DATASET ROWS:
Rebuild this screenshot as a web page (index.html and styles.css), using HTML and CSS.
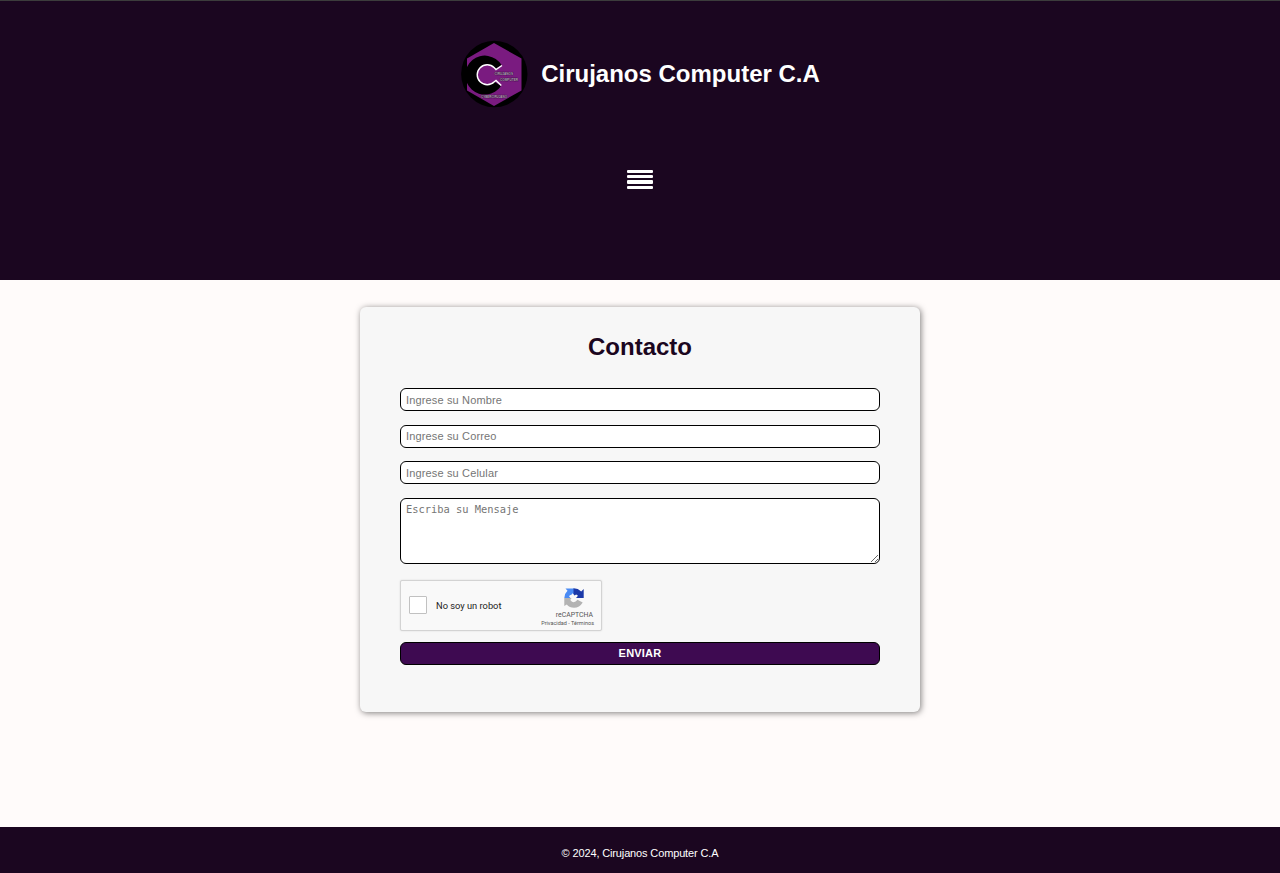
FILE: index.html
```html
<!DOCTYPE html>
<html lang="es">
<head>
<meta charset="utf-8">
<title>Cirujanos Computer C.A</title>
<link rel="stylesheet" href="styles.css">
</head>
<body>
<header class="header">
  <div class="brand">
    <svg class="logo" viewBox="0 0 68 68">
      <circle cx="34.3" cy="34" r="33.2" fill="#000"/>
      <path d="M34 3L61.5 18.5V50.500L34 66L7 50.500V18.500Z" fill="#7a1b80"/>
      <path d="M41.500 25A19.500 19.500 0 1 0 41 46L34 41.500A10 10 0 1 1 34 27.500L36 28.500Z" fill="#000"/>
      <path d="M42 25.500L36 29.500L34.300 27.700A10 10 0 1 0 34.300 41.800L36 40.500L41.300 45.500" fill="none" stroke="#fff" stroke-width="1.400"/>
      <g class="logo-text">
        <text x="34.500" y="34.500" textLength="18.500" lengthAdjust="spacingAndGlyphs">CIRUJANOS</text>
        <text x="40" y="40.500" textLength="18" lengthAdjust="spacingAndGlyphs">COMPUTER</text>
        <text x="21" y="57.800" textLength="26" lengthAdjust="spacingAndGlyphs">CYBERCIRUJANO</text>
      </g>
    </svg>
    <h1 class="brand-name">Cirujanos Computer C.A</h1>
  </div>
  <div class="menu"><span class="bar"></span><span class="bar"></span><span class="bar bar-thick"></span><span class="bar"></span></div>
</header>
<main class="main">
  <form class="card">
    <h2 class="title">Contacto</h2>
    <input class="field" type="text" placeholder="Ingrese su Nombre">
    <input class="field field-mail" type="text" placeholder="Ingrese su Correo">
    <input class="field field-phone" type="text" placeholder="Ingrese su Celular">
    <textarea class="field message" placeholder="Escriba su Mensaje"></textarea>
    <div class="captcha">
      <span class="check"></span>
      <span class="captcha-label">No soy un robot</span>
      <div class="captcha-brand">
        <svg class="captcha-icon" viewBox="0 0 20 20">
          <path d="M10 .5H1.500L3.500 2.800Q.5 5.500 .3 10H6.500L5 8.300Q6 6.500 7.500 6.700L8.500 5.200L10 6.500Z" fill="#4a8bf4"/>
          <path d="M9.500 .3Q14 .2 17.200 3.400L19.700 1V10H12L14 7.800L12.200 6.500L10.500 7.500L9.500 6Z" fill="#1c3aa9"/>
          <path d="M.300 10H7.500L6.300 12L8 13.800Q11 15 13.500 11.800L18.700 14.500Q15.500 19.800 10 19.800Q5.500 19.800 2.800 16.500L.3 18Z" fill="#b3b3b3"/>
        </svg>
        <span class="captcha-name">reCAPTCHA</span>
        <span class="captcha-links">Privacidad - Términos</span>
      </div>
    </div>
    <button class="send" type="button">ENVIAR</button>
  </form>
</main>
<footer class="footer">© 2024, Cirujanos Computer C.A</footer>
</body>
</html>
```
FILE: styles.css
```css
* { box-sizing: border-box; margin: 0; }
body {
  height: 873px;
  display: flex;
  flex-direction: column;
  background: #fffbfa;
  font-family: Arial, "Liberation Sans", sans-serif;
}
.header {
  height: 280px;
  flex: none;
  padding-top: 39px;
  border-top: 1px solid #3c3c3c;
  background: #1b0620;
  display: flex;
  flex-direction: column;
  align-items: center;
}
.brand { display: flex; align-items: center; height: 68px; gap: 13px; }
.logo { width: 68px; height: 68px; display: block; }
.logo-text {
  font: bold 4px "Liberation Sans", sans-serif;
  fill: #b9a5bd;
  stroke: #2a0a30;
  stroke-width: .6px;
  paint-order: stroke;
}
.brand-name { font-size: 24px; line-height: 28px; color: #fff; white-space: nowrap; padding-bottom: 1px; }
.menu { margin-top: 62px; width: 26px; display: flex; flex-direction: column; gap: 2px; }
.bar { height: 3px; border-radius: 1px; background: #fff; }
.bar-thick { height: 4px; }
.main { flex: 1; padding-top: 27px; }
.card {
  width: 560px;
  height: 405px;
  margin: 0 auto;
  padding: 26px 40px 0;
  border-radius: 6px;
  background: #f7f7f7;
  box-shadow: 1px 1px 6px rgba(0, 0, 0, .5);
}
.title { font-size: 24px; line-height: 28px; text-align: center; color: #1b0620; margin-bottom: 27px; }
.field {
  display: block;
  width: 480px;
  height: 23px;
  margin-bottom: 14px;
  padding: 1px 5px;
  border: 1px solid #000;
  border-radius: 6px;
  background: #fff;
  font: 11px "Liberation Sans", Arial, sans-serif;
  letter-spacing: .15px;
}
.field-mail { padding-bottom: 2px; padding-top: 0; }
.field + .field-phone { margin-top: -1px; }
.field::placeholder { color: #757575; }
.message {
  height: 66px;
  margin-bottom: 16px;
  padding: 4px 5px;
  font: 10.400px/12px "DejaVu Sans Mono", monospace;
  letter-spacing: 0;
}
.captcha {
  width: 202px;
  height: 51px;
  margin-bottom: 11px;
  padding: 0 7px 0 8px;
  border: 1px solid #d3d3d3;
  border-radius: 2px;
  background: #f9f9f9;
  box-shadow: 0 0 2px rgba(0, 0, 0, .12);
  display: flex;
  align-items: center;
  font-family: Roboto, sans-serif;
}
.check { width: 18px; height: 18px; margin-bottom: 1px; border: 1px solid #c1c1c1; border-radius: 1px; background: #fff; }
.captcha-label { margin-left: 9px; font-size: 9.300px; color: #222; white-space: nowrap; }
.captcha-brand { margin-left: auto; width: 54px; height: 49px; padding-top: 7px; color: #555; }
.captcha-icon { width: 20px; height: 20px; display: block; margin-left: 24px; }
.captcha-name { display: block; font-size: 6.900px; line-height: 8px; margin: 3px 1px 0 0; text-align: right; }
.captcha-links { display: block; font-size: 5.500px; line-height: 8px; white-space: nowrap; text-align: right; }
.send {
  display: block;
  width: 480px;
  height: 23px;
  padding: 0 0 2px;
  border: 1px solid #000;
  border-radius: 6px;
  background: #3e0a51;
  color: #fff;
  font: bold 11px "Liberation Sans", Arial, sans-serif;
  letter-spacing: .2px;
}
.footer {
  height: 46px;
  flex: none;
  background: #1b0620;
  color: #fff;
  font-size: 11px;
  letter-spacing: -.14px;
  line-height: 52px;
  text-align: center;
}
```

...

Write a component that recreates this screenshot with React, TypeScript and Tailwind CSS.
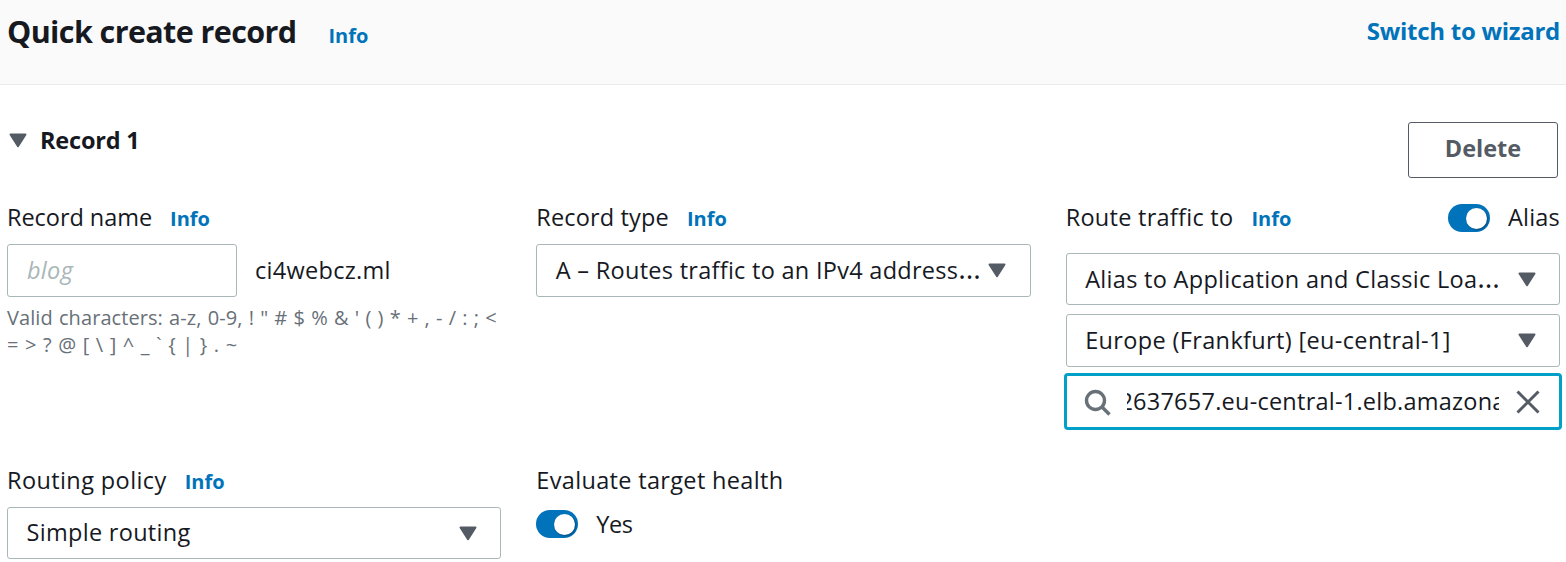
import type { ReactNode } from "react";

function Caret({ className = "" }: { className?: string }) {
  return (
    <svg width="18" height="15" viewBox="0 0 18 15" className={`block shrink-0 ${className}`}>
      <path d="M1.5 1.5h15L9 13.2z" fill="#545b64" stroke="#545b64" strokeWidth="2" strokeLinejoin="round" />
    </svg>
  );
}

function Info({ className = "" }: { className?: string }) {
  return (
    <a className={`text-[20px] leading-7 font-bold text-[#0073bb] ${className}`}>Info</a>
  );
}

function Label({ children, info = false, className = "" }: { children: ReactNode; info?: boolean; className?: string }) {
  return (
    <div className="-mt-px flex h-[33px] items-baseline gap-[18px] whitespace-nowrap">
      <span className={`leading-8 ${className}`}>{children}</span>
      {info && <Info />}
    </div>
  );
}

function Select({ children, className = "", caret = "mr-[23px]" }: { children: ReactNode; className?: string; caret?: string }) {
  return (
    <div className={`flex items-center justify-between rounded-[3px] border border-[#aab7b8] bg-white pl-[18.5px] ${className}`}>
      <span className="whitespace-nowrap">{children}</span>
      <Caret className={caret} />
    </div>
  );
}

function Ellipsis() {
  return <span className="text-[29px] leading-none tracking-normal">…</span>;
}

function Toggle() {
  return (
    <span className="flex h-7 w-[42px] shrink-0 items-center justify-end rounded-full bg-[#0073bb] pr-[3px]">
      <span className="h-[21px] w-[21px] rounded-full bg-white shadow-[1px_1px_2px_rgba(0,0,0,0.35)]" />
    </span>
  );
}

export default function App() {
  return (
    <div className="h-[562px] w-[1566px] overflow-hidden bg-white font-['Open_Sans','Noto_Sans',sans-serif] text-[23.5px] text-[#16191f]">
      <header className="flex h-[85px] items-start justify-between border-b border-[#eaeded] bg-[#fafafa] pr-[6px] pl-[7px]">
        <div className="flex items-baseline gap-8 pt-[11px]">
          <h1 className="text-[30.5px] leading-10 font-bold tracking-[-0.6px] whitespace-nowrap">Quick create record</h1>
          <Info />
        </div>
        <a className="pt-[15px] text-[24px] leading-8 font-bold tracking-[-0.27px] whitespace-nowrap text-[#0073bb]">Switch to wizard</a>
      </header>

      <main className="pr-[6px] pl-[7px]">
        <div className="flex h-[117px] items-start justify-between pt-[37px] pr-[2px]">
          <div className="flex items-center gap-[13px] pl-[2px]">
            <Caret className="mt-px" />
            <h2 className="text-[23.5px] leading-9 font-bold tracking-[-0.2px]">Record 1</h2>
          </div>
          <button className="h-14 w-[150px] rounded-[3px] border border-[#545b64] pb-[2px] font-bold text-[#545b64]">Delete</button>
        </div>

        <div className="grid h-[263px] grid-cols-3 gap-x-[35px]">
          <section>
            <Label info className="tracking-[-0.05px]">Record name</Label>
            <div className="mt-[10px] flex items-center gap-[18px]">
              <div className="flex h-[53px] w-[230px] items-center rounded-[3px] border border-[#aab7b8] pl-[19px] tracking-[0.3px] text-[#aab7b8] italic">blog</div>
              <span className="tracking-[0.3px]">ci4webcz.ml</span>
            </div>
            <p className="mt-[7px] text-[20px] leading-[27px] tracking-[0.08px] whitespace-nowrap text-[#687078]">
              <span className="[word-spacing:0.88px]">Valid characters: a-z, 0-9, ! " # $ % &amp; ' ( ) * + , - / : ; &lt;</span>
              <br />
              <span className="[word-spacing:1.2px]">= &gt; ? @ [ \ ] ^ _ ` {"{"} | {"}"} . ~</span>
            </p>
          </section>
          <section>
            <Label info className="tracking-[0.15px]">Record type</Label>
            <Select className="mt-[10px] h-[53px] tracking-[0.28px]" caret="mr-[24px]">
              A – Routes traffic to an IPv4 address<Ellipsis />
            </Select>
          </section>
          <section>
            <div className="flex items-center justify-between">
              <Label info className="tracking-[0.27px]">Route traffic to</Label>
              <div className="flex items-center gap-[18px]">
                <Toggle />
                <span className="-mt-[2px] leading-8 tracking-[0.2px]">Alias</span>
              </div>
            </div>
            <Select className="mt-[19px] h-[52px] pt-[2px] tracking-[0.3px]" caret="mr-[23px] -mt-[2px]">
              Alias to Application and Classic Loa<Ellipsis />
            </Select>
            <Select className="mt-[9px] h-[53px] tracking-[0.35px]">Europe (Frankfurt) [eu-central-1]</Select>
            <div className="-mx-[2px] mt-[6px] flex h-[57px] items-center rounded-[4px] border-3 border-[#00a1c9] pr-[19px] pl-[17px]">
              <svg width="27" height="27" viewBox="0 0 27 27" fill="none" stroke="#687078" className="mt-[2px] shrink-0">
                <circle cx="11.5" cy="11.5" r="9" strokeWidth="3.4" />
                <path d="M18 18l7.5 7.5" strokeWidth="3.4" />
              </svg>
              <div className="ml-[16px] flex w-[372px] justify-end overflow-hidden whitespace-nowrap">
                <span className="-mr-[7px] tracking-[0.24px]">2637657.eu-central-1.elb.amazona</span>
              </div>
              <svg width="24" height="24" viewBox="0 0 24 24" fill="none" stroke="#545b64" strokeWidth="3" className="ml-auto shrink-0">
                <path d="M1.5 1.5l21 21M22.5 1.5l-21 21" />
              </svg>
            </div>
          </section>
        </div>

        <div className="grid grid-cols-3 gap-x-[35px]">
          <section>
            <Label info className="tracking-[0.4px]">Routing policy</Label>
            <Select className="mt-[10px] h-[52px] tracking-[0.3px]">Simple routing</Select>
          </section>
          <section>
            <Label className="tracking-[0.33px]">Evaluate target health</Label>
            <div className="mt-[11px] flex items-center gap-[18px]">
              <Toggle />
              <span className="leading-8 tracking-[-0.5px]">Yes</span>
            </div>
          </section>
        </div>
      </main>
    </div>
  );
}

WHAT IS BEING ASKED:
All lines of the data above that include the word "this" must be shown.

ANSWER FOR THE TASK:
Rebuild this screenshot as a web page (index.html and styles.css), using HTML and CSS.
Write a component that recreates this screenshot with React, TypeScript and Tailwind CSS.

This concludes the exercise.